>> start Data for this exercise
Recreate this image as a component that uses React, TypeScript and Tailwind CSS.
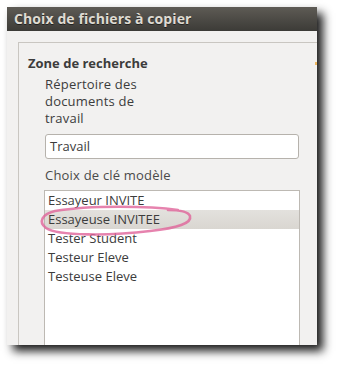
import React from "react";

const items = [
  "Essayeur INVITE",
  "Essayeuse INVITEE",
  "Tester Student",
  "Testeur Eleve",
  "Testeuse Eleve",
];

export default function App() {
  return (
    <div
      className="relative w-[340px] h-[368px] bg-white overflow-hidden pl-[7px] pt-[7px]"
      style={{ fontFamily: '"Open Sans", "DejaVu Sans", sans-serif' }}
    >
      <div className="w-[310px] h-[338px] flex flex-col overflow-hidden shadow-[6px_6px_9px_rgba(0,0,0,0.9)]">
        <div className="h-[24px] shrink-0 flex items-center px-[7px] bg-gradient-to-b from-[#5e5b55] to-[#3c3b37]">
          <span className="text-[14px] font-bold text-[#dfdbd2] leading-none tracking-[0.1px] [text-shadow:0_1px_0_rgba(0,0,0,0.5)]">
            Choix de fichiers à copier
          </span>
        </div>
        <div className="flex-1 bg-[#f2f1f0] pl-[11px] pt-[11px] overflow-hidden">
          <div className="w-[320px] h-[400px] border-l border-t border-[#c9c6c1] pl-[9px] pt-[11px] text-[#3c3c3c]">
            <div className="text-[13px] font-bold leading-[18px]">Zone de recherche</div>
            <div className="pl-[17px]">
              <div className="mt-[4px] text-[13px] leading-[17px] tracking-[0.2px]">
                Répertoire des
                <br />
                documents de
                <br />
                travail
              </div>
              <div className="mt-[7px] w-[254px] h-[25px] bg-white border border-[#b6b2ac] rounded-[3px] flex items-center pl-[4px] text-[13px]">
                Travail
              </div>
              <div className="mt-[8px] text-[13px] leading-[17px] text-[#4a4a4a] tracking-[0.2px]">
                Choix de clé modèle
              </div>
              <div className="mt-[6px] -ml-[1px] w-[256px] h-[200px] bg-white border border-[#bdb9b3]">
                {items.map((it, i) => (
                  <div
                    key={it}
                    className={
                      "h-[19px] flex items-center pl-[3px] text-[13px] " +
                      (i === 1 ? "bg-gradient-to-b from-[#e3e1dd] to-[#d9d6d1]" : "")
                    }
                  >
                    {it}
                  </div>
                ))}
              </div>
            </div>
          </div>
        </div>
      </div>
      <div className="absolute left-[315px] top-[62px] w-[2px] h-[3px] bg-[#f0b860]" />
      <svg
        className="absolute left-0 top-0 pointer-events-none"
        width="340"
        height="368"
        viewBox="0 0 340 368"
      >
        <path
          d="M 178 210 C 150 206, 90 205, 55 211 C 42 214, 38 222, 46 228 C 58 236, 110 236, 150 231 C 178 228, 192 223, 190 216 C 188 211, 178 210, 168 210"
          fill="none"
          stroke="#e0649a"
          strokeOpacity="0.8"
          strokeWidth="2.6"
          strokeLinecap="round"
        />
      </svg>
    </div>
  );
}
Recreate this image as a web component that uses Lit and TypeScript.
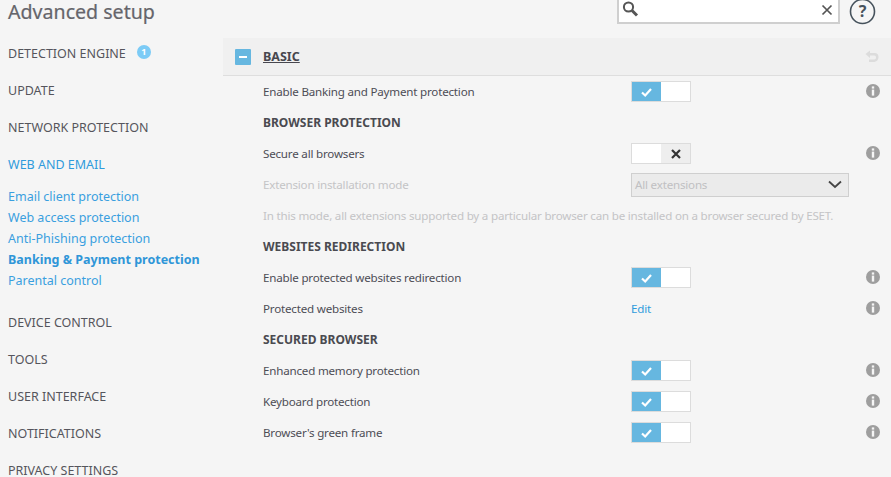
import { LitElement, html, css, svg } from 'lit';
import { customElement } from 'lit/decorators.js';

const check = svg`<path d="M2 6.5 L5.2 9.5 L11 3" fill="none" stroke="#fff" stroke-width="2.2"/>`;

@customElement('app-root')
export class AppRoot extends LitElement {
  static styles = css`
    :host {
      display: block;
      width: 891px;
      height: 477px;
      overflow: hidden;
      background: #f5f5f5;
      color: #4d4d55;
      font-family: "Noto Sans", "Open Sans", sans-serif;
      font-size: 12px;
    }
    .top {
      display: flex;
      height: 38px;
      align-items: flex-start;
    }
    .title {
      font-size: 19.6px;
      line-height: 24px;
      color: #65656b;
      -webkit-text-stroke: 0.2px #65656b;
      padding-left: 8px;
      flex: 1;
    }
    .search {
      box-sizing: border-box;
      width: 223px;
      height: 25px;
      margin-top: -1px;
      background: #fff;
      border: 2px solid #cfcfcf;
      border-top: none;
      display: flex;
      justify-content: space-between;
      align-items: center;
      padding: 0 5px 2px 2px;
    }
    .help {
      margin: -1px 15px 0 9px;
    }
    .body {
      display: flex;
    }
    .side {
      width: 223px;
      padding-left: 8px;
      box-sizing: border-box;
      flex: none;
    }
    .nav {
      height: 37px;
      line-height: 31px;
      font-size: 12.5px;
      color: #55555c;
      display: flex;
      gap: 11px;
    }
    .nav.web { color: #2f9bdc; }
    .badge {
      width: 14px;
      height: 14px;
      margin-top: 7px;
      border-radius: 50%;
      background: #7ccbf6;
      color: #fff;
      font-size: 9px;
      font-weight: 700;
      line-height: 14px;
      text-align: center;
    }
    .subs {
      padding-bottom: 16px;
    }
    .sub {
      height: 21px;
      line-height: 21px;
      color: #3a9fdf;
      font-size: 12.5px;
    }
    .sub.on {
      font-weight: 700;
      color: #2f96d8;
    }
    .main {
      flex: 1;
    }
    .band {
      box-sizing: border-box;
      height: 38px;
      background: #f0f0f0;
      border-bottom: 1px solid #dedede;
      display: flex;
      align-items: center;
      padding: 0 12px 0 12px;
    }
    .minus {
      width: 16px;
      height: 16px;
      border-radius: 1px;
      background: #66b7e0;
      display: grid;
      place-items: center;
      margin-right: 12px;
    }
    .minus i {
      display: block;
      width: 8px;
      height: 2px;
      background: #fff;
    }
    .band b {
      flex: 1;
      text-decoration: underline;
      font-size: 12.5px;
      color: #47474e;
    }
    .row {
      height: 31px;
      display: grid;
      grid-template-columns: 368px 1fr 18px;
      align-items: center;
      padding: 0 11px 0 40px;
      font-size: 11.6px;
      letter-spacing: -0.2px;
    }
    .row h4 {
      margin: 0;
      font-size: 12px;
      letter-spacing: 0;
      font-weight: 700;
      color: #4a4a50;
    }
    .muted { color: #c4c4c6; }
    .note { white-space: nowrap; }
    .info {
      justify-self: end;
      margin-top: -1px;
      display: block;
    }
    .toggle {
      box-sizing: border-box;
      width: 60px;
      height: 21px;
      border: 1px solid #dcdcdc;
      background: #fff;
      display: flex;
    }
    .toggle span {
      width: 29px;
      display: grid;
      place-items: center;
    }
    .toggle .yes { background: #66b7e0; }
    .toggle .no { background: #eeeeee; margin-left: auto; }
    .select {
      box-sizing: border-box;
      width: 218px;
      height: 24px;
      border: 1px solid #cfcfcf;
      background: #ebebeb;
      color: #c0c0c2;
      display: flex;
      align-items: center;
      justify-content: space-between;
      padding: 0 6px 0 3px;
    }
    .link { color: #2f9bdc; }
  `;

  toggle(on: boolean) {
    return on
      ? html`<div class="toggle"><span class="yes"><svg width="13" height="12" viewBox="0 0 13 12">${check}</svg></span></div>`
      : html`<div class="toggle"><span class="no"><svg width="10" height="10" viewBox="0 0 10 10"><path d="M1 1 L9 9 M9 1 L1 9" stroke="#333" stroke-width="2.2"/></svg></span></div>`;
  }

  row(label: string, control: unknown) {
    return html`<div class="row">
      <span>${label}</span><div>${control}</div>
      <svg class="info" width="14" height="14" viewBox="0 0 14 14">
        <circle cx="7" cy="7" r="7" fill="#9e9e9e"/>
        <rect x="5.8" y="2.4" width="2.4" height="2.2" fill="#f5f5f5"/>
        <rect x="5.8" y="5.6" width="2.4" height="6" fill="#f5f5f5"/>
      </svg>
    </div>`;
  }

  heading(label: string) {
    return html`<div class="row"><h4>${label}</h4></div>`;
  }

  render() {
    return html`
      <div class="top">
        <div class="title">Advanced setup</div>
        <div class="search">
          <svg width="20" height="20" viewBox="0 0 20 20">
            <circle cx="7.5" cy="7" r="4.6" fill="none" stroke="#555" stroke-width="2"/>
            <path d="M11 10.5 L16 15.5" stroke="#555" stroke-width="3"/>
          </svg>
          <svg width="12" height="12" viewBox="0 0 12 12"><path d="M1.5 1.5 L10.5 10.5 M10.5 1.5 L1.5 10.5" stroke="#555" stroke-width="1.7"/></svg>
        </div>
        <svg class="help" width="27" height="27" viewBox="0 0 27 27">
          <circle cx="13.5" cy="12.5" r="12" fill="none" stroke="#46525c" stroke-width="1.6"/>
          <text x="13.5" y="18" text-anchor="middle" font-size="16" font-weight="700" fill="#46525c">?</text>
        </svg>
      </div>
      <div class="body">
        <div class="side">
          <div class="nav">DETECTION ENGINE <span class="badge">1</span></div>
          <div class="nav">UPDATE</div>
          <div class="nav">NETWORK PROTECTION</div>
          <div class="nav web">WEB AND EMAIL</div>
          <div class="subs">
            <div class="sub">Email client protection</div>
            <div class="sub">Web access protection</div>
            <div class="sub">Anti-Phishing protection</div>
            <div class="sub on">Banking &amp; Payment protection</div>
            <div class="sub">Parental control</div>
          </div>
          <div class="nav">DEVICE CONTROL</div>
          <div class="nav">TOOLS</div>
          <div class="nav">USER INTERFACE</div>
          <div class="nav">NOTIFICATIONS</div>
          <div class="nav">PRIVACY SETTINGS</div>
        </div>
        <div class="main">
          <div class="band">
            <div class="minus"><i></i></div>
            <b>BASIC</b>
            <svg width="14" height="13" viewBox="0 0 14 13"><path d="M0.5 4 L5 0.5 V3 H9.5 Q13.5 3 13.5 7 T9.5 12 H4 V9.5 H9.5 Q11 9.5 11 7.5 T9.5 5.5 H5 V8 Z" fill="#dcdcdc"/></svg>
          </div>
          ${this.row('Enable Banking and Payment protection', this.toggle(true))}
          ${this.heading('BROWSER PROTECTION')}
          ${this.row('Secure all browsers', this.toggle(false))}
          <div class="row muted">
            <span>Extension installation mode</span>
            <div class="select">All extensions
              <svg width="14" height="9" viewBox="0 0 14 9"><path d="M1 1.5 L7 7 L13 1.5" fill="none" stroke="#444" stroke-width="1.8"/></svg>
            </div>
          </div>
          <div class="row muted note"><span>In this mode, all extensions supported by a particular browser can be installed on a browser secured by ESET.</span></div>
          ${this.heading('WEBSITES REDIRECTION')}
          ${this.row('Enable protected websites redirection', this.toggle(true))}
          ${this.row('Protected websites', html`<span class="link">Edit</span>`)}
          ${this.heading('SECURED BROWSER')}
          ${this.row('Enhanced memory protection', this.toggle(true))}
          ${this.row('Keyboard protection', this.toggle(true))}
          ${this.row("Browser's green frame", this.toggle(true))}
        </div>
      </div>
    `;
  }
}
>> end Data for this exercise
**What is asked**
Make an exact copy of the lines from the one containing "Recreate this image as a web" to the one containing "6.5 L5.2 9.5", keeping both and leaving out every picture.

**Solution for this task**
Recreate this image as a web component that uses Lit and TypeScript.
import { LitElement, html, css, svg } from 'lit';
import { customElement } from 'lit/decorators.js';

const check = svg`<path d="M2 6.5 L5.2 9.5 L11 3" fill="none" stroke="#fff" stroke-width="2.2"/>`;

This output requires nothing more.